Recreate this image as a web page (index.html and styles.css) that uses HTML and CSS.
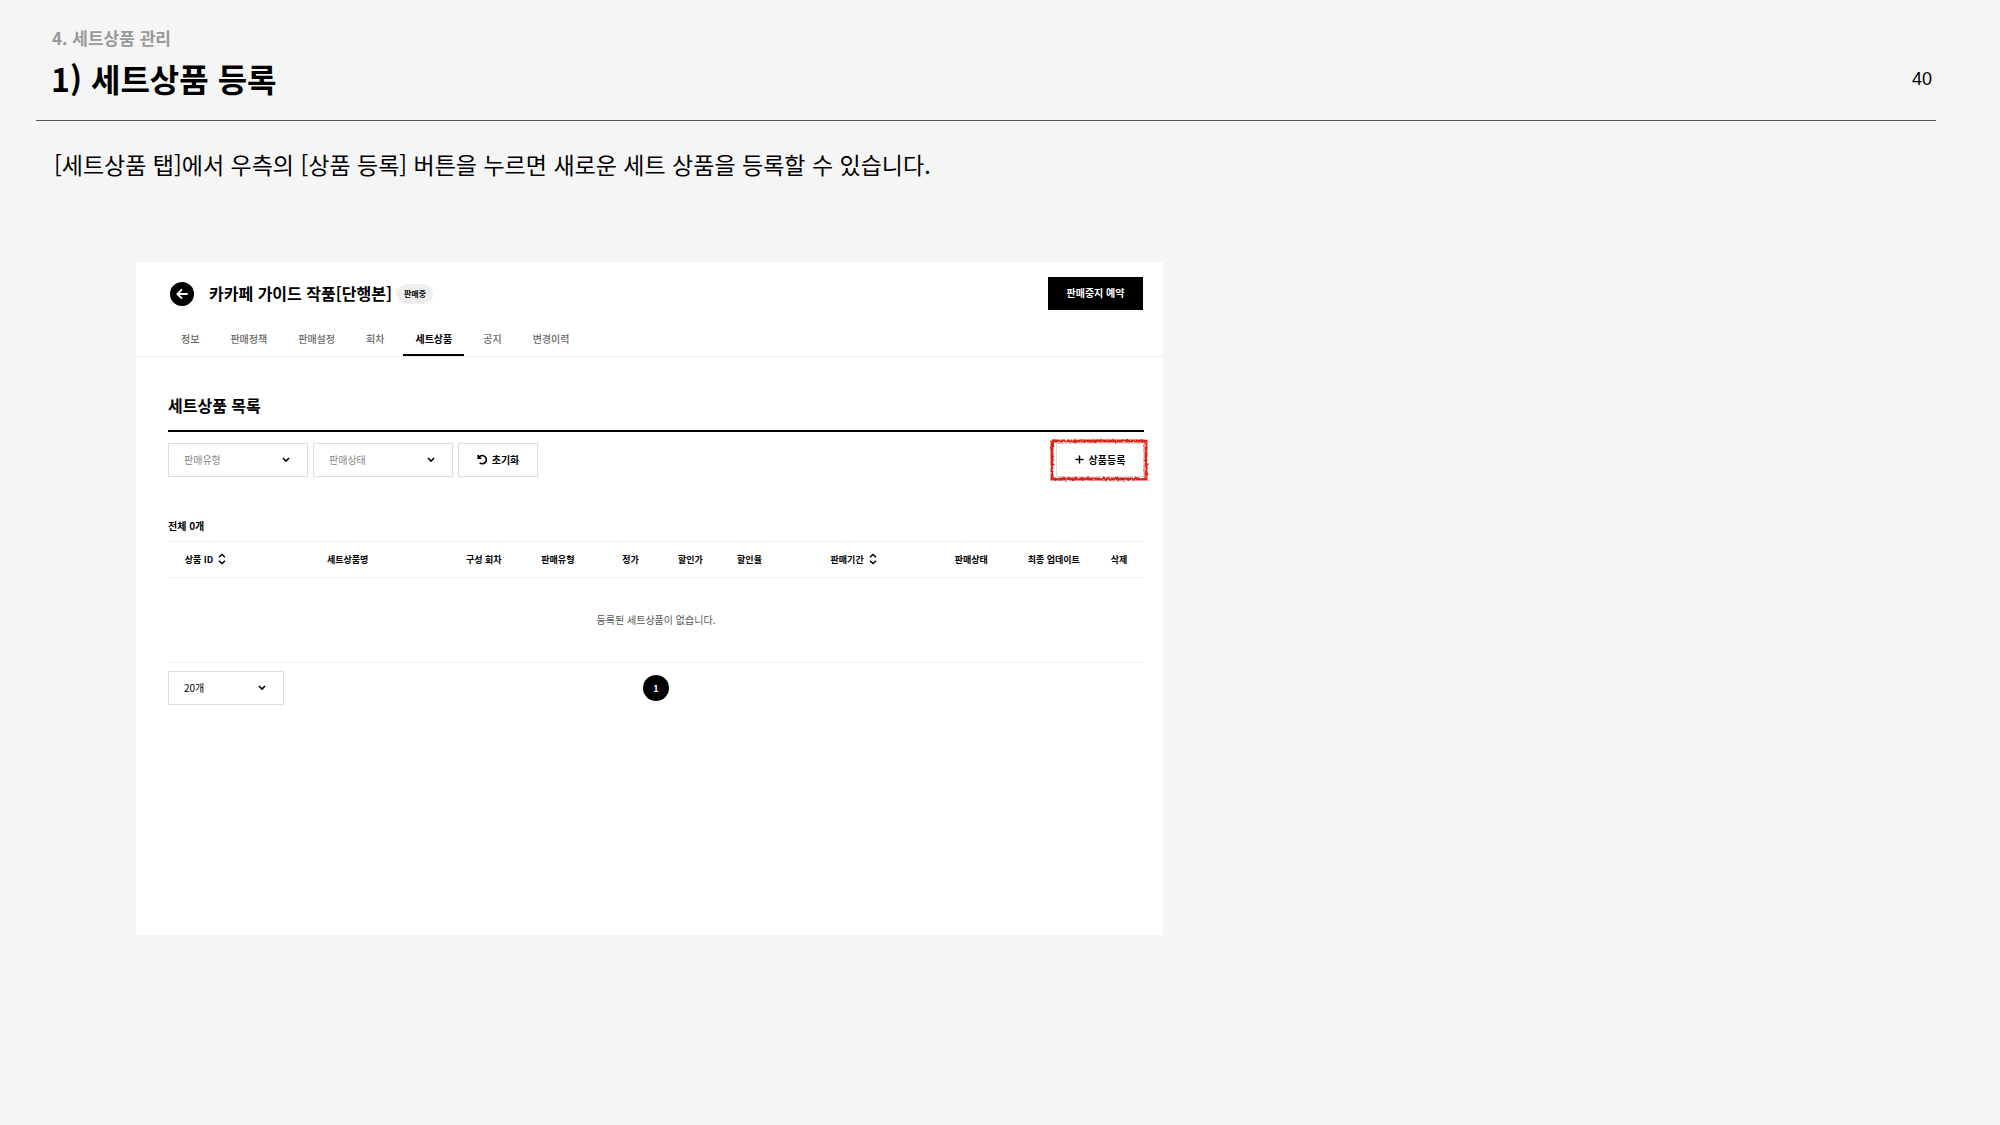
FILE: index.html
```html
<!DOCTYPE html>
<html lang="ko">
  <head>
    <meta charset="UTF-8" />
    <meta name="viewport" content="width=device-width, initial-scale=1.0" />
    <title>세트상품 등록</title>
    <link rel="stylesheet" href="styles.css">
  </head>
  <body>
    <header class="page-header">
      <div>
        <p class="chapter">4. 세트상품 관리</p>
        <h1>1) 세트상품 등록</h1>
      </div>
      <span class="page-number">40</span>
    </header>

    <p class="lead">[세트상품 탭]에서 우측의 [상품 등록] 버튼을 누르면 새로운 세트 상품을 등록할 수 있습니다.</p>

    <main class="panel">
      <div class="panel-header">
        <button class="back" aria-label="뒤로">
          <svg width="24" height="24" viewBox="0 0 24 24" fill="none" stroke="#fff" stroke-width="1.8" stroke-linecap="round" stroke-linejoin="round">
            <path d="M17 12H7.5M11.5 7.8L7.3 12l4.2 4.2" />
          </svg>
        </button>
        <h2>카카페 가이드 작품[단행본]</h2>
        <span class="badge">판매중</span>
        <button class="stop-button">판매중지 예약</button>
      </div>

      <nav class="tabs">
        <a href="#">정보</a>
        <a href="#">판매정책</a>
        <a href="#">판매설정</a>
        <a href="#">회차</a>
        <a href="#" class="active">세트상품</a>
        <a href="#">공지</a>
        <a href="#">변경이력</a>
      </nav>

      <section class="content">
        <h3>세트상품 목록</h3>

        <div class="filters">
          <select class="filter" aria-label="판매유형">
            <option>판매유형</option>
          </select>
          <select class="filter" aria-label="판매상태">
            <option>판매상태</option>
          </select>
          <button class="reset">
            <svg width="11" height="11" viewBox="0 0 11 11" fill="none" stroke="#000" stroke-width="1.6">
              <path d="M1.2 1v3.2h3.2M1.5 4A4.1 4.1 0 1 1 2.6 8.8" />
            </svg>
            초기화
          </button>
          <div class="add-wrap">
            <button class="add">
              <svg width="9" height="9" viewBox="0 0 9 9" stroke="#000" stroke-width="1.4">
                <path d="M4.5 0.5v8M0.5 4.5h8" />
              </svg>
              상품등록
            </button>
            <svg class="marker" aria-hidden="true">
              <filter id="crayon" x="-5%" y="-10%" width="110%" height="120%">
                <feTurbulence type="fractalNoise" baseFrequency="0.4" numOctaves="2" seed="4" />
                <feDisplacementMap in="SourceGraphic" scale="3" />
              </filter>
              <rect filter="url(#crayon)" />
            </svg>
          </div>
        </div>

        <p class="total">전체 0개</p>

        <table>
          <colgroup>
            <col class="col-id">
            <col class="col-name">
            <col class="col-episodes">
            <col class="col-type">
            <col class="col-price">
            <col class="col-price">
            <col class="col-rate">
            <col class="col-period">
            <col class="col-type">
            <col class="col-updated">
            <col class="col-delete">
          </colgroup>
          <thead>
            <tr>
              <th>
                <button class="sort">상품 ID
                  <svg width="8" height="12" viewBox="0 0 8 12" fill="none" stroke="#000" stroke-width="1.5"><path d="M1 4.2l3-2.7 3 2.7M1 7.8l3 2.7 3-2.7" /></svg>
                </button>
              </th>
              <th>세트상품명</th>
              <th>구성 회차</th>
              <th>판매유형</th>
              <th>정가</th>
              <th>할인가</th>
              <th>할인율</th>
              <th>
                <button class="sort">판매기간
                  <svg width="8" height="12" viewBox="0 0 8 12" fill="none" stroke="#000" stroke-width="1.5"><path d="M1 4.2l3-2.7 3 2.7M1 7.8l3 2.7 3-2.7" /></svg>
                </button>
              </th>
              <th>판매상태</th>
              <th>최종 업데이트</th>
              <th>삭제</th>
            </tr>
          </thead>
          <tbody>
            <tr>
              <td colspan="11">등록된 세트상품이 없습니다.</td>
            </tr>
          </tbody>
        </table>

        <div class="pagination">
          <select class="page-size" aria-label="페이지당 개수">
            <option>20개</option>
          </select>
          <button class="page">1</button>
        </div>
      </section>
    </main>
  </body>
</html>
```
FILE: styles.css
```css
* {
  box-sizing: border-box;
}
body {
  margin: 0;
  background-color: #f5f5f5;
  color: #000;
  font-family: "Noto Sans CJK KR", sans-serif;
}
h1,
h2,
h3,
p {
  margin: 0;
}
button,
select {
  padding: 0;
  border: none;
  border-radius: 0;
  background: none;
  color: inherit;
  font-family: inherit;
  font-size: 10px;
  cursor: pointer;
}
.page-header {
  display: flex;
  justify-content: space-between;
  align-items: flex-end;
  margin: 0 64px 0 36px;
  padding: 25px 4px 15px 15px;
  border-bottom: 1px solid #555;
}
.chapter {
  padding-left: 1px;
  color: #999;
  font-size: 17px;
  font-weight: 700;
  line-height: 26px;
}
h1 {
  font-size: 32px;
  font-weight: 700;
  line-height: 54px;
}
.page-number {
  font-family: "Liberation Sans", sans-serif;
  font-size: 18px;
  line-height: 20px;
  padding-bottom: 16px;
}
.lead {
  padding: 25px 54px 0;
  font-size: 23px;
  line-height: 36px;
}
.panel {
  width: 51.35%;
  margin: 80px 0 0 6.8%;
  padding-bottom: 230px;
  background-color: #fff;
}
.panel-header {
  display: flex;
  align-items: center;
  padding: 15px 20px 0 34px;
}
.back {
  width: 24px;
  height: 24px;
  border-radius: 50%;
  background-color: #000;
}
.back svg {
  display: block;
}
h2 {
  margin-left: 15px;
  padding-bottom: 2px;
  font-size: 16px;
  line-height: 24px;
}
.badge {
  margin-left: 5px;
  padding: 0 7px;
  border-radius: 10px;
  background-color: #eee;
  font-size: 8px;
  font-weight: 700;
  line-height: 20px;
}
.stop-button {
  width: 95px;
  height: 33px;
  margin-left: auto;
  padding-bottom: 2px;
  background-color: #000;
  color: #fff;
  font-weight: 700;
}
.tabs {
  display: flex;
  gap: 7px;
  margin-top: 14px;
  padding-left: 33px;
  border-bottom: 1px solid #eee;
}
.tabs a {
  padding: 0 12px;
  border-bottom: 2px solid transparent;
  color: #666;
  font-size: 10px;
  font-weight: 500;
  line-height: 30px;
  text-decoration: none;
}
.tabs .active {
  border-color: #000;
  color: #000;
  font-weight: 700;
}
.content {
  padding: 33px 19px 0 32px;
}
h3 {
  padding-bottom: 10px;
  border-bottom: 2px solid #000;
  font-size: 16px;
  line-height: 30px;
}
.filters {
  display: flex;
  gap: 5px;
  margin-top: 11px;
}
select {
  height: 34px;
  padding: 0 15px 2px;
  border: 1px solid #ddd;
  appearance: none;
  background: #fff url("data:image/svg+xml,%3Csvg xmlns='http://www.w3.org/2000/svg' viewBox='0 0 8 6'%3E%3Cpath fill='none' stroke='%23000' stroke-width='1.6' d='M1 1l3 3 3-3'/%3E%3C/svg%3E") no-repeat right 17px center;
  background-size: 8px 6px;
}
.filter {
  width: 140px;
  color: #888;
}
.reset,
.add {
  display: flex;
  align-items: center;
  justify-content: center;
  height: 34px;
  padding-bottom: 2px;
  border: 1px solid #ddd;
  font-weight: 700;
}
.reset {
  gap: 4px;
  width: 80px;
}
.add-wrap {
  position: relative;
  margin-left: auto;
}
.add {
  gap: 5px;
  width: 88px;
}
/* red hand-drawn frame over the button */
.marker {
  position: absolute;
  top: -4px;
  left: -6px;
  width: 98px;
  height: 43px;
  overflow: visible;
  pointer-events: none;
}
.marker rect {
  x: 2px;
  y: 2px;
  width: 94px;
  height: 38px;
  fill: none;
  stroke: #d9251c;
  stroke-width: 3px;
}
.total {
  margin-top: 40px;
  font-size: 10px;
  font-weight: 700;
  line-height: 18px;
}
table {
  width: 100%;
  margin-top: 6px;
  border-collapse: collapse;
  table-layout: fixed;
}
.col-id { width: 75px; }
.col-name { width: 209px; }
.col-episodes { width: 63px; }
.col-type { width: 85px; }
.col-price { width: 60px; }
.col-rate { width: 58px; }
.col-period { width: 150px; }
.col-updated { width: 80px; }
.col-delete { width: 50px; }
th,
td {
  padding: 0 0 1px;
  text-align: center;
}
th {
  height: 36px;
  border-top: 1px solid #eee;
  border-bottom: 1px solid #eee;
  font-size: 9px;
  font-weight: 700;
  white-space: nowrap;
}
td {
  height: 85px;
  border-bottom: 1px solid #eee;
  color: #555;
  font-size: 10px;
}
.sort {
  display: inline-flex;
  align-items: center;
  gap: 5px;
  font-size: 9px;
  font-weight: 700;
}
.pagination {
  display: grid;
  grid-template-columns: 1fr auto 1fr;
  align-items: center;
  margin-top: 8px;
}
.page-size {
  width: 116px;
}
.page {
  width: 26px;
  height: 26px;
  border-radius: 50%;
  background-color: #000;
  color: #fff;
  font-size: 9px;
  font-weight: 700;
}
```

┄┄┄┄┄┄

WRITTEN REQUEST:
Extract every line containing the string "page" from the data above.

FULL SOLUTION:
Recreate this image as a web page (index.html and styles.css) that uses HTML and CSS.
    <header class="page-header">
      <span class="page-number">40</span>
          <select class="page-size" aria-label="페이지당 개수">
          <button class="page">1</button>
.page-header {
.page-number {
.page-size {
.page {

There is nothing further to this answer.